Hongjin Tan stole information regarding the manufacture of a “research and development downstream energy market product” that is worth more than $1 billion, according to the Department of Justice.   

Tan was employed as an associate scientist for Phillips 66 starting in June 2017 until his arrest in December 2018.  

He worked on developing next generation battery technologies for stationary energy storage, specifically flow batteries. In his plea agreement, Tan admitted to intentionally copying and downloading research and development materials without authorization from his employer. 

On Dec. 11, 2018, Tan used a thumb drive to copy hundreds of files. He subsequently turned in his resignation and was escorted from the premises on Dec. 12, 2018.  

Later that day, he returned the thumb drive, claiming that he had forgotten to do so before leaving his employer’s property.  

Upon examination, it was discovered that the thumb drive was missing five documents that had previously been deleted.  

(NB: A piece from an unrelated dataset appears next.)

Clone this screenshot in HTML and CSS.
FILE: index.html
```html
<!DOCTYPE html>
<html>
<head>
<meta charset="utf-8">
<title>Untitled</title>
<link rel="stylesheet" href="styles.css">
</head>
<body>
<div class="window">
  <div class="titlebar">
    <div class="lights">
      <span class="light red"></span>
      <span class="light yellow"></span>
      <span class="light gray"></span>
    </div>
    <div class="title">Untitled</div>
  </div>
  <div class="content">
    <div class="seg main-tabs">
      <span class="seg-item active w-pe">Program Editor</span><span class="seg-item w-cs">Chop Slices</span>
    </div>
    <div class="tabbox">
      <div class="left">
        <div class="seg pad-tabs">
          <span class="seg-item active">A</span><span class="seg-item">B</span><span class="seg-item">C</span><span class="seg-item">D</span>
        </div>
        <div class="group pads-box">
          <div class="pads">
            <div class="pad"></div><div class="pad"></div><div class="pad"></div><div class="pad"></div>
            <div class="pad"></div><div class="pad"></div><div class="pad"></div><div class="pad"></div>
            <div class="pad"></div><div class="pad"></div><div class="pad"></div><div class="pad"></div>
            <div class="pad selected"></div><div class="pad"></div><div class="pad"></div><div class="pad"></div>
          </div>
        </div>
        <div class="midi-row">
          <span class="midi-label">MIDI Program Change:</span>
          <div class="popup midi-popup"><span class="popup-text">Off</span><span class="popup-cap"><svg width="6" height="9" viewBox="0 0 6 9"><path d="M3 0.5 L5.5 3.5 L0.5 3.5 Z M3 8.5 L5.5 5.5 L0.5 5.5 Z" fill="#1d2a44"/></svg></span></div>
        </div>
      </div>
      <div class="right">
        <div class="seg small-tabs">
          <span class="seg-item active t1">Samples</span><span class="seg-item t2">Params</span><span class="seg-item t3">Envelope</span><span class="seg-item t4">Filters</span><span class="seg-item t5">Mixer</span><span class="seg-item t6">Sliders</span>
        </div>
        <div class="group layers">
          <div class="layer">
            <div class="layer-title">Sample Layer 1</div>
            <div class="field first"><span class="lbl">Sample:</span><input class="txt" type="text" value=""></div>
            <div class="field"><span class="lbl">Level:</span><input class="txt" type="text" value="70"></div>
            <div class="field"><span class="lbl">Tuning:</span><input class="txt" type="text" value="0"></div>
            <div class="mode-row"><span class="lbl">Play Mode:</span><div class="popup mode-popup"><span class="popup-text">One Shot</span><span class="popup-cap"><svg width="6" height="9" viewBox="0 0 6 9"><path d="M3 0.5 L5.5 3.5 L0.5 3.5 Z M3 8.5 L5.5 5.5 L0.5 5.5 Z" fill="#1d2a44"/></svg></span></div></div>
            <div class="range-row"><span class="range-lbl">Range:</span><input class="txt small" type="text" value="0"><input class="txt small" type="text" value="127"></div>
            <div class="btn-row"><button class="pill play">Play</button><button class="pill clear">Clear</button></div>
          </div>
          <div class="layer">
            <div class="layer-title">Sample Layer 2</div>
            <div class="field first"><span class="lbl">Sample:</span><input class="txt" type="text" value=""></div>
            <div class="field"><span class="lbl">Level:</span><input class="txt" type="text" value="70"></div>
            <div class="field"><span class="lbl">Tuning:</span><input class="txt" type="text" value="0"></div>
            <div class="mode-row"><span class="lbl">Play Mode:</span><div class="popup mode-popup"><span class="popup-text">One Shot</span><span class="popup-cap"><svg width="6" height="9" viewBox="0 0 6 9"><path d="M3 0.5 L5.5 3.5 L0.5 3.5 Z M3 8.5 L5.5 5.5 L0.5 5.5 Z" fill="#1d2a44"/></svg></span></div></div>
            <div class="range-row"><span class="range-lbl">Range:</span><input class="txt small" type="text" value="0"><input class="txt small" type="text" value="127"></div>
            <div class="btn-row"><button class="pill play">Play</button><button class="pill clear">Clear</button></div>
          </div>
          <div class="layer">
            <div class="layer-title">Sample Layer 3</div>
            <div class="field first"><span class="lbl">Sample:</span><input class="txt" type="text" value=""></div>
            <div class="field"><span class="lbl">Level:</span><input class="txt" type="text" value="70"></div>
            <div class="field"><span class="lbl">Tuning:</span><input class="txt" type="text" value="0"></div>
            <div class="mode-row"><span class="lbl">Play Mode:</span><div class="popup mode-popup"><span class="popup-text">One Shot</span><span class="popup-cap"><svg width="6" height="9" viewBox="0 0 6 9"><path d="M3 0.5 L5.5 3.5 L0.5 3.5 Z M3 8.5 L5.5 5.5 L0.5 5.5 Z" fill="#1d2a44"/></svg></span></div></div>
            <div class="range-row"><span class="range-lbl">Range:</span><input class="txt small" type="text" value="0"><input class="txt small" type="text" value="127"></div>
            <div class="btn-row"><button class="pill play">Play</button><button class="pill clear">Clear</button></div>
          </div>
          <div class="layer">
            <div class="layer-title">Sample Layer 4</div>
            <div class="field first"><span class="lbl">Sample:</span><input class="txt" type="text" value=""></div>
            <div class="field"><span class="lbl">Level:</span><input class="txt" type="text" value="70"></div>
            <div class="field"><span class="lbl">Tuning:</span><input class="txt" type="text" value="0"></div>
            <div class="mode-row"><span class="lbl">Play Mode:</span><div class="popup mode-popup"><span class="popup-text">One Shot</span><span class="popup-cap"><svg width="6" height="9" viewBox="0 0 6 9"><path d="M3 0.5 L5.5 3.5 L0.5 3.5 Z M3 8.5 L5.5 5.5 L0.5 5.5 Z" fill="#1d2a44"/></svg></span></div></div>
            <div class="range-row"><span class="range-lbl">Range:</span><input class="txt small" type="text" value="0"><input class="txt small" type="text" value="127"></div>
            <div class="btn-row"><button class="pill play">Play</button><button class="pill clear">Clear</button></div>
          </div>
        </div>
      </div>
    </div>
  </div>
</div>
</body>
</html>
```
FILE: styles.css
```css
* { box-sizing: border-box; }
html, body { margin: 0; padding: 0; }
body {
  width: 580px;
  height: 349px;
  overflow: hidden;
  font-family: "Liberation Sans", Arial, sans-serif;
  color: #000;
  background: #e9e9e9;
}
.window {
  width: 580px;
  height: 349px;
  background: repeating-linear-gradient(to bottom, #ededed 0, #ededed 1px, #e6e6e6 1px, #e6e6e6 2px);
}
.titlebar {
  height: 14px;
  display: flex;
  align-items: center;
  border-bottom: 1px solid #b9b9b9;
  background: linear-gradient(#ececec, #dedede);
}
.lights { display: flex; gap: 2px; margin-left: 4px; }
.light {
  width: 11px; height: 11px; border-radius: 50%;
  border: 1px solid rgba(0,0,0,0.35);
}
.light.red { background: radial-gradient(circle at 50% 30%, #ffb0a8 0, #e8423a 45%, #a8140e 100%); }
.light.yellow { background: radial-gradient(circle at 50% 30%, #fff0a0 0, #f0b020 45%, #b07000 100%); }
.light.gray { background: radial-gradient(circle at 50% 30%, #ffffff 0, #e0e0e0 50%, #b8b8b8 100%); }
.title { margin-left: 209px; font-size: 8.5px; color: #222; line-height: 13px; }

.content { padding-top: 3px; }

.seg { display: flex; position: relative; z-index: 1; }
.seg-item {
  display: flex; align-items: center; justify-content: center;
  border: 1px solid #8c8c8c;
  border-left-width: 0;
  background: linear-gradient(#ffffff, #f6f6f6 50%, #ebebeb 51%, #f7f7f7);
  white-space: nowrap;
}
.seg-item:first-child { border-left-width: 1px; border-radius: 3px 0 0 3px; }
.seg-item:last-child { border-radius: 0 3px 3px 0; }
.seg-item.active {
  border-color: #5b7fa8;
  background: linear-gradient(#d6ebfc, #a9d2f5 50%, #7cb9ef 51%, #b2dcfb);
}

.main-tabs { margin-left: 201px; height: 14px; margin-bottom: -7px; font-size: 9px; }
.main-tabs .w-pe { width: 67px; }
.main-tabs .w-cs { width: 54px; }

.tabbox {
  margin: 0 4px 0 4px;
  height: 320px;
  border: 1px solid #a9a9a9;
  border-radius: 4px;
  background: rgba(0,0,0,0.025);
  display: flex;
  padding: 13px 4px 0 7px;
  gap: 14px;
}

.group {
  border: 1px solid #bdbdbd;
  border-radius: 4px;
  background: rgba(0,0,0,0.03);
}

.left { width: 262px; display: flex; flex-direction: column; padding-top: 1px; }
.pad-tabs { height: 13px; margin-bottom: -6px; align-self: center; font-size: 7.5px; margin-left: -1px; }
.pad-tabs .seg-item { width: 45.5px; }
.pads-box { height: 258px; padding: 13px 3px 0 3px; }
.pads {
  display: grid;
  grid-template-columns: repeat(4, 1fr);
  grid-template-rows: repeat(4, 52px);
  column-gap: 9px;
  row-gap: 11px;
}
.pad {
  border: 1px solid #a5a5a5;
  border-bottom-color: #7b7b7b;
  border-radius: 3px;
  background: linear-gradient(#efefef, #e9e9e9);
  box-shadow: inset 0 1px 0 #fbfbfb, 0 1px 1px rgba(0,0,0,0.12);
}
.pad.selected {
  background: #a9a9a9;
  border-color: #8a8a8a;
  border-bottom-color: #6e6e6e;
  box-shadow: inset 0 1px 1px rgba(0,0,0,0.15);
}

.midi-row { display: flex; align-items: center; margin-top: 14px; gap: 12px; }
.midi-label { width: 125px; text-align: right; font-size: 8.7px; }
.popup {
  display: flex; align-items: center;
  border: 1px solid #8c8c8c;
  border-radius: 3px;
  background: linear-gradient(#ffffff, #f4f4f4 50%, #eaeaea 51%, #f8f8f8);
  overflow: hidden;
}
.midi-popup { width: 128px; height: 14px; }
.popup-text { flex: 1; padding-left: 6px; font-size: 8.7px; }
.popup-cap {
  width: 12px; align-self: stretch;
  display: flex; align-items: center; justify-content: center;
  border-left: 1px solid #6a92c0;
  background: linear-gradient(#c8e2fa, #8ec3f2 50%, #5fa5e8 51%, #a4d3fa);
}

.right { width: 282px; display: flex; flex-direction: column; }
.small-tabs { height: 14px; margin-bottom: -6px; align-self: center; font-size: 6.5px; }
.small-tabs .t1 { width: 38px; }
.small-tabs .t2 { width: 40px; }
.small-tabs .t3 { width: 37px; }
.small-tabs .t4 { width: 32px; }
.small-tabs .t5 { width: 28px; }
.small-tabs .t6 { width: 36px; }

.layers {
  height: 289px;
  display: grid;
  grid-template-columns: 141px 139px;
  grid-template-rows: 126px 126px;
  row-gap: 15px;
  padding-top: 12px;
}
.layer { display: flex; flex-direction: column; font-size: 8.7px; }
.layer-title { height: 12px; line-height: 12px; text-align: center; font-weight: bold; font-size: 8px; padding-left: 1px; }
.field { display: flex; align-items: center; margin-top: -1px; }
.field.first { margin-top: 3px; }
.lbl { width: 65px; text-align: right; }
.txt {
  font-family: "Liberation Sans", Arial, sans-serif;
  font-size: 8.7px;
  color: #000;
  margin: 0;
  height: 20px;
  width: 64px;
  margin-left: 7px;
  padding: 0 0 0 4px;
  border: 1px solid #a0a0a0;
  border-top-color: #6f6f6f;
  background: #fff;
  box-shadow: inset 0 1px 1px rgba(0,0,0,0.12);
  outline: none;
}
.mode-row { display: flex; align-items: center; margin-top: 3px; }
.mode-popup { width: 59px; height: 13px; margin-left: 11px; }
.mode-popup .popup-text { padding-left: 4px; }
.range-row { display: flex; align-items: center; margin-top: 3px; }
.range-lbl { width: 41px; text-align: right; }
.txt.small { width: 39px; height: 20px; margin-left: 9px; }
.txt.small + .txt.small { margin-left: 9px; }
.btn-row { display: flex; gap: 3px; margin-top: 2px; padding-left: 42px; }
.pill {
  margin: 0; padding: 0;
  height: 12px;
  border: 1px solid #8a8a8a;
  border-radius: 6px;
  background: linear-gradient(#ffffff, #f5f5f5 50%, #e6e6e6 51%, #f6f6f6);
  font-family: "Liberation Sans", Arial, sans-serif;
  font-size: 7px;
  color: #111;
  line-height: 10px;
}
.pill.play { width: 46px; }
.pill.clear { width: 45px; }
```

FBI investigators found an external hard drive at Tan's home and discovered that the missing files had been downloaded to the hard drive.  

Tan maintained the files on a hard drive so he could access the data at a later date. Further accessing the material would have been financially advantageous for Tan but caused significant financial damage to his Oklahoma employer. 

He pleaded guilty to theft of a trade secret, unauthorized transmission of a trade secret, and unauthorized possession of a trade secret.  

“China’s economic aggression poses a threat to America’s emerging high-technology industries. Industrial spies like Hongjin Tan engage in espionage to steal American trade secrets and intellectual property born out of the innovation that is innate in our free market system,” said U.S. Attorney Trent Shores for the Northern District of Oklahoma, in a statement.